The complete binary representation becomes: 01101000 01100101 01101100 01101100 01101111. Five characters, five bytes, forty bits total. The spaces between each 8-bit group exist purely for human readability—computers don't need them.

Why Eight Bits Per Character?

Eight bits (one byte) can represent 256 different values (2^8 = 256). That's enough to cover all basic ASCII characters (which only uses values 0-127) with room left over. Modern encoding standards like UTF-8 use this same 8-bit foundation but extend it with variable-length encoding for characters beyond the basic set.

How to Use the Text to Binary Converter

The conversion process requires no technical knowledge. You paste text, you get binary. You paste binary, you get text. The interface handles the complexity.

For text-to-binary conversion: Enter or paste your text into the input field and select the Text to Binary option. The output appears instantly, showing each character's binary representation separated by spaces for clarity. Copy the result with a single click.

For binary-to-text conversion: Paste your binary string into the input field (make sure it's formatted as space-separated 8-bit groups) and select Binary to Text. The converter reads each byte and translates it back to its corresponding character. The result appears in real time.

The tool processes conversions as you type, which means you can watch characters transform into binary code live. No submit button, no waiting, no unnecessary steps.

Practical Applications for Text-to-Binary Conversion

Binary conversion tools serve specific, concrete purposes across different fields. This isn't theoretical knowledge—it's applicable in real-world scenarios that range from education to security testing.

Computer Science Education

Understanding binary encoding forms the foundation of computer science literacy. Students can read that ""computers only understand 1s and 0s"" in a textbook a hundred times, but watching ""cat"" become 01100011 01100001 01110100 makes the concept click. The abstraction becomes concrete. The mysterious becomes mechanical.

Programming and Algorithm Development

Binary string manipulation appears constantly in programming exercises, technical interviews, and low-level development work.
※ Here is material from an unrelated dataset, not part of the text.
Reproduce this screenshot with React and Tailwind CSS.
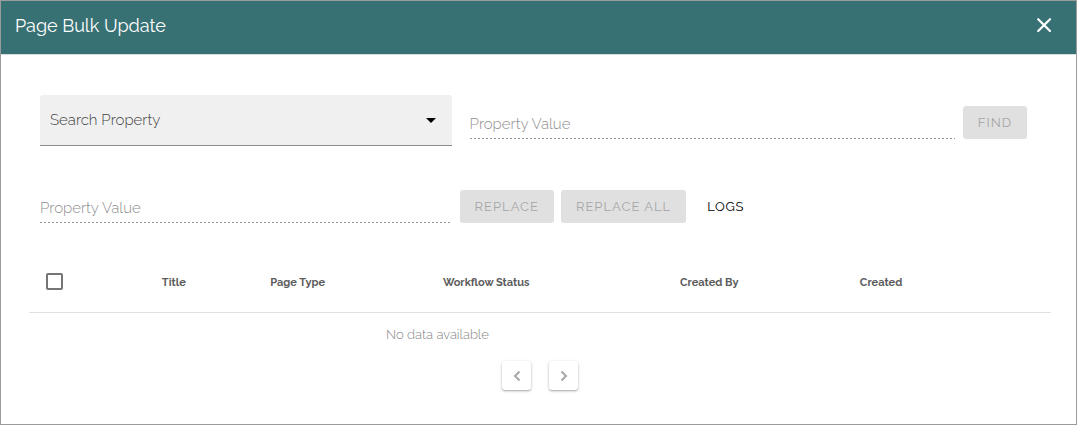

Converting text to binary and performing bit-level operations—shifting, masking, XOR operations—requires understanding the binary representation of characters. A Base64 encode/decode tool works at a higher level but still relies on this same binary foundation.

Encoding Puzzles and Security Challenges

Capture The Flag competitions and cryptography puzzles frequently hide messages in binary-encoded text. Sometimes the binary itself contains the flag; other times it's a layer in a multi-stage encoding chain. You might decode binary to text, then run that text through an MD5 hash generator, then decode the result from URL encoding. Each step requires understanding the layer below.

Visual Demonstrations for Non-Technical Audiences

Try explaining data storage to someone without a technical background. Abstract explanations fall flat. But show them their name in binary, show them how each letter maps to a number, then to eight 1s and 0s—suddenly the concept makes sense. The demonstration bridges the gap between human intuition and machine logic.

Data Analysis and Low-Level Debugging

Occasionally, developers working with raw data streams, binary file formats, or character encoding issues need to see exactly what bytes they're dealing with. When text appears garbled or characters display incorrectly, converting to binary reveals whether the problem lies in the encoding interpretation or the data itself.

Unicode Support Beyond Basic ASCII

The converter handles more than just English letters and numbers. Modern computing operates on Unicode, a standard that assigns code points to over 140,000 characters across 154 different writing systems. That includes accented characters (é, ñ, ü), non-Latin alphabets (Cyrillic, Arabic, Hebrew), East Asian characters (Chinese, Japanese, Korean), mathematical symbols, and even emoji.

ASCII uses exactly one byte per character because all its code points fall below 128. UTF-8, the dominant Unicode encoding on the web, uses variable-length encoding. Basic ASCII characters still occupy one byte (8 bits), maintaining backward compatibility. But accented Latin characters and most other European and Middle Eastern scripts require two bytes (16 bits). Chinese, Japanese, and Korean characters typically need three bytes (24 bits). Some rare characters and emoji extend to four bytes.

When you convert ""café"" to binary, the c, a, and f each produce 8 bits, but the é produces 16 bits: 11000011 10101001. The converter automatically detects and applies the correct UTF-8 encoding based on each character's code point.

Why Binary Still Matters in Modern Computing

You might think binary representation is outdated knowledge, something relevant only to computer history or low-level systems programming. But binary forms the bedrock of every digital operation. When you format text for HTML encoding or transform case with a case converter, those operations ultimately manipulate binary representations of characters according to specific rules.

Understanding binary doesn't just help you understand computers—it helps you understand data. How storage works. How transmission works. How errors occur and why certain characters cause problems in certain contexts. The knowledge compounds across every technical domain you touch.

The Translation Layer Between Human and Machine

Text-to-binary conversion represents the fundamental translation between human language and machine processing. We type words because we're human. Computers process binary because they're machines built from transistors that recognize two states: on and off, high voltage and low voltage, 1 and 0.

Every convenience we take for granted—readable text, Base64-encoded images, URL-safe strings—sits on top of this binary foundation. The converter doesn't create new functionality. It reveals the translation that happens invisibly every time you press a key.

What word will you convert first? What does your name look like in the language computers actually speak?